## What is needed
Work out how many lines of the material below mention the word "components"; reply with the number only.

──────── Data lines ────────

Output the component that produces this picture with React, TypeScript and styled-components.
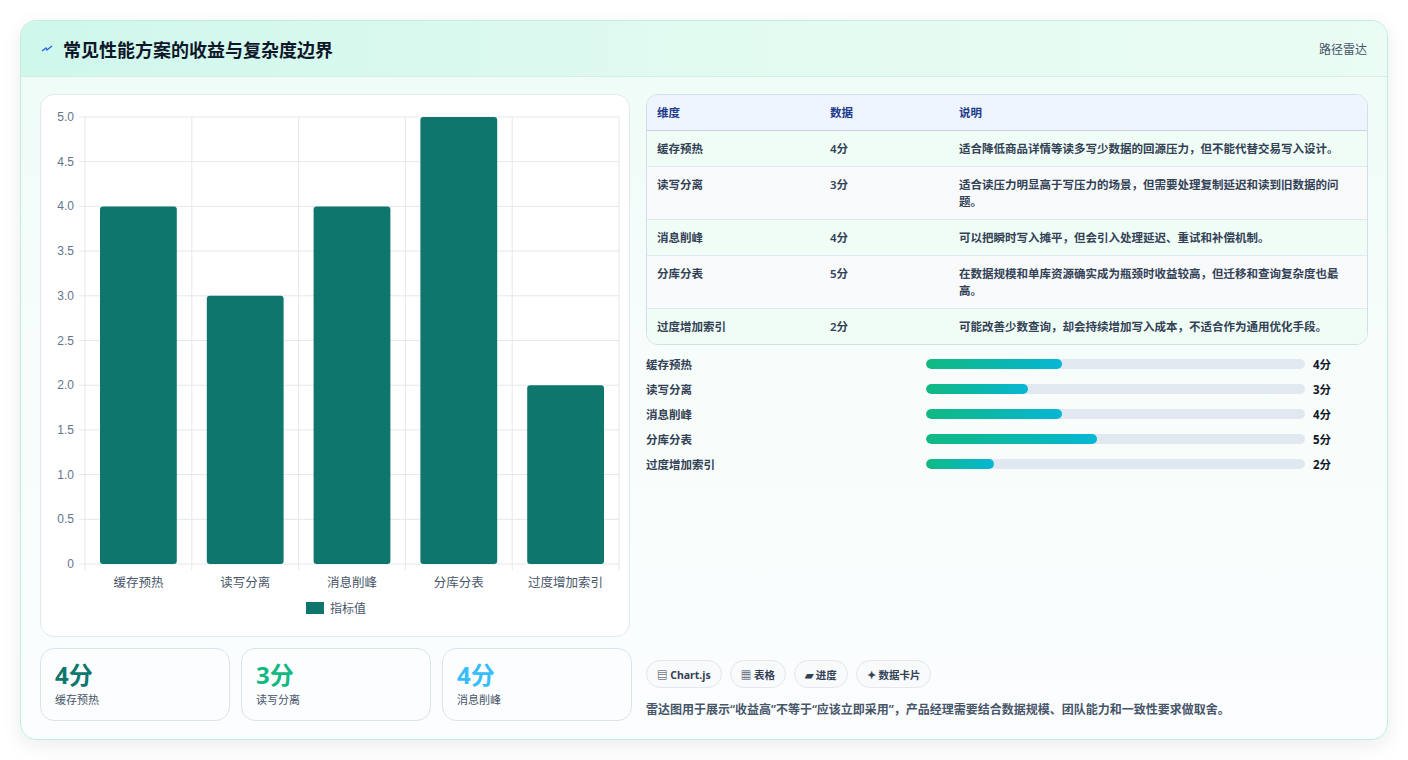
import React from 'react';
import styled, { createGlobalStyle } from 'styled-components';

const Global = createGlobalStyle`
  body {
    margin: 0;
    background: #fff;
    font-family: "Noto Sans", "Noto Sans CJK SC", sans-serif;
    color: #1e293b;
  }
`;

const Page = styled.div`
  padding: 20px 20px;
  height: 760px;
  box-sizing: border-box;
`;

const Card = styled.div`
  height: 720px;
  box-sizing: border-box;
  border: 1px solid #bfeee0;
  border-radius: 16px;
  background: linear-gradient(180deg, #eefcf6 0%, #f7fdfb 50%, #fbfdfe 100%);
  box-shadow: 0 6px 20px rgba(15, 23, 42, 0.08);
  overflow: hidden;
  display: flex;
  flex-direction: column;
`;

const Header = styled.div`
  height: 55px;
  display: flex;
  align-items: center;
  justify-content: space-between;
  padding: 0 20px;
  background: linear-gradient(90deg, #cff7ec 0%, #e4fbf1 60%, #eafcf3 100%);
  border-bottom: 1px solid #d3efe6;
`;

const Title = styled.h1`
  margin: 0;
  font-size: 18px;
  font-weight: 700;
  color: #0f172a;
  display: flex;
  align-items: center;
  gap: 10px;
`;

const HeaderLink = styled.span`
  font-size: 12px;
  color: #475569;
`;

const Body = styled.div`
  flex: 1;
  display: grid;
  grid-template-columns: 590px 1fr;
  gap: 16px;
  padding: 17px 19px 18px 19px;
`;

const LeftCol = styled.div`
  display: flex;
  flex-direction: column;
  gap: 11px;
`;

const ChartCard = styled.div`
  height: 543px;
  box-sizing: border-box;
  background: #fff;
  border: 1px solid #e2e8f0;
  border-radius: 14px;
`;

const Stats = styled.div`
  display: grid;
  grid-template-columns: repeat(3, 190px);
  gap: 11px;
`;

const StatCard = styled.div`
  height: 73px;
  box-sizing: border-box;
  border: 1px solid #dbe4ee;
  border-radius: 14px;
  background: #fbfdfe;
  padding: 10px 14px;
`;

const StatNum = styled.div<{ $color: string }>`
  font-size: 24px;
  font-weight: 700;
  line-height: 32px;
  color: ${p => p.$color};
`;

const StatLabel = styled.div`
  font-size: 11px;
  color: #475569;
`;

const RightCol = styled.div`
  display: flex;
  flex-direction: column;
  justify-content: space-between;
`;

const TableWrap = styled.div`
  border: 1px solid #d5dde8;
  border-radius: 12px;
  overflow: hidden;
  background: #fff;
`;

const Table = styled.table`
  width: 100%;
  border-collapse: collapse;
  font-size: 11.5px;
  th, td {
    text-align: left;
    padding: 9px 10px;
    vertical-align: top;
    line-height: 17px;
  }
  th {
    background: #eef5fe;
    color: #1e3a8a;
    font-weight: 700;
    border-bottom: 1px solid #cbd5e1;
  }
  td {
    color: #334155;
    font-weight: 600;
    border-bottom: 1px solid #e2e8f0;
  }
  tr:last-child td { border-bottom: none; }
  tbody tr:nth-child(odd) td { background: #f0fdf7; }
  tbody tr:nth-child(even) td { background: #f8fafc; }
`;

const Bars = styled.div`
  display: flex;
  flex-direction: column;
  gap: 8px;
  margin-top: 10px;
`;

const BarRow = styled.div`
  display: grid;
  grid-template-columns: 272px 379px 1fr;
  align-items: center;
  gap: 8px;
  font-size: 11.5px;
  font-weight: 600;
  color: #334155;
  height: 17px;
`;

const Track = styled.div`
  height: 10px;
  border-radius: 5px;
  background: #e2e8f0;
  overflow: hidden;
`;

const Fill = styled.div`
  height: 100%;
  border-radius: 5px;
  background: linear-gradient(90deg, #10b981, #06b6d4);
`;

const Value = styled.span`
  font-weight: 700;
  color: #0f172a;
`;

const Spacer = styled.div`
  flex: 1;
`;

const Tags = styled.div`
  display: flex;
  gap: 8px;
`;

const Tag = styled.span`
  height: 28px;
  box-sizing: border-box;
  padding: 0 10px;
  border: 1px solid #e2e8f0;
  border-radius: 14px;
  background: #f8fafc;
  display: flex;
  align-items: center;
  font-size: 10.5px;
  font-weight: 700;
  color: #334155;
`;

const Note = styled.p`
  margin: 12px 0 3px;
  font-size: 12px;
  font-weight: 600;
  color: #475569;
`;

const data = [
  { name: '缓存预热', v: 4, desc: '适合降低商品详情等读多写少数据的回源压力，但不能代替交易写入设计。' },
  { name: '读写分离', v: 3, desc: '适合读压力明显高于写压力的场景，但需要处理复制延迟和读到旧数据的问题。' },
  { name: '消息削峰', v: 4, desc: '可以把瞬时写入摊平，但会引入处理延迟、重试和补偿机制。' },
  { name: '分库分表', v: 5, desc: '在数据规模和单库资源确实成为瓶颈时收益较高，但迁移和查询复杂度也最高。' },
  { name: '过度增加索引', v: 2, desc: '可能改善少数查询，却会持续增加写入成本，不适合作为通用优化手段。' },
];

const fills = [36, 27, 36, 45, 18];

function BarChart() {
  const x0 = 44, x1 = 578, y0 = 22, y1 = 469;
  const step = (x1 - x0) / 5;
  const ticks = [0, 0.5, 1, 1.5, 2, 2.5, 3, 3.5, 4, 4.5, 5];
  const yOf = (v: number) => y1 - (v / 5) * (y1 - y0);
  return (
    <svg width="590" height="541" style={{ display: 'block' }}>
      {ticks.map(t => (
        <g key={t}>
          <line x1={x0 - 6} x2={x1} y1={yOf(t)} y2={yOf(t)} stroke="#e5e7eb" />
          <text x={33} y={yOf(t) + 4} fontSize="12" fill="#64748b" textAnchor="end" fontFamily="Liberation Sans, sans-serif">{t.toFixed(t === 0 ? 0 : 1)}</text>
        </g>
      ))}
      {[0, 1, 2, 3, 4, 5].map(i => (
        <line key={i} x1={x0 + i * step} x2={x0 + i * step} y1={y0} y2={y1 + 6} stroke="#e5e7eb" />
      ))}
      {data.map((d, i) => (
        <g key={d.name}>
          <rect x={x0 + i * step + 15} y={yOf(d.v)} width={step - 30} height={y1 - yOf(d.v)} rx="3" fill="#0f766e" />
          <text x={x0 + i * step + step / 2} y={y1 + 23} fontSize="12.5" fill="#475569" textAnchor="middle">{d.name}</text>
        </g>
      ))}
      <rect x={265} y={507} width={18} height={12} fill="#0f766e" />
      <text x={289} y={518} fontSize="12" fill="#475569">指标值</text>
    </svg>
  );
}

export default function App() {
  return (
    <Page>
      <Global />
      <Card>
        <Header>
          <Title>
            <svg width="12" height="8" viewBox="0 0 12 8"><path d="M1 6 L5 3 L6 5 L11 1" stroke="#2563eb" strokeWidth="1.4" fill="none" /></svg>
            常见性能方案的收益与复杂度边界
          </Title>
          <HeaderLink>路径雷达</HeaderLink>
        </Header>
        <Body>
          <LeftCol>
            <ChartCard><BarChart /></ChartCard>
            <Stats>
              <StatCard><StatNum $color="#0f766e">4分</StatNum><StatLabel>缓存预热</StatLabel></StatCard>
              <StatCard><StatNum $color="#10b981">3分</StatNum><StatLabel>读写分离</StatLabel></StatCard>
              <StatCard><StatNum $color="#38bdf8">4分</StatNum><StatLabel>消息削峰</StatLabel></StatCard>
            </Stats>
          </LeftCol>
          <RightCol>
            <div>
              <TableWrap>
                <Table>
                  <colgroup>
                    <col style={{ width: 173 }} />
                    <col style={{ width: 129 }} />
                    <col />
                  </colgroup>
                  <thead>
                    <tr><th>维度</th><th>数据</th><th>说明</th></tr>
                  </thead>
                  <tbody>
                    {data.map(d => (
                      <tr key={d.name}><td>{d.name}</td><td>{d.v}分</td><td>{d.desc}</td></tr>
                    ))}
                  </tbody>
                </Table>
              </TableWrap>
              <Bars>
                {data.map((d, i) => (
                  <BarRow key={d.name}>
                    <span>{d.name}</span>
                    <Track><Fill style={{ width: `${fills[i]}%` }} /></Track>
                    <Value>{d.v}分</Value>
                  </BarRow>
                ))}
              </Bars>
            </div>
            <Spacer />
            <div>
              <Tags>
                <Tag>▤ Chart.js</Tag>
                <Tag>▦ 表格</Tag>
                <Tag>▰ 进度</Tag>
                <Tag>✦ 数据卡片</Tag>
              </Tags>
              <Note>雷达图用于展示“收益高”不等于“应该立即采用”，产品经理需要结合数据规模、团队能力和一致性要求做取舍。</Note>
            </div>
          </RightCol>
        </Body>
      </Card>
    </Page>
  );
}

────────

## Correct result
2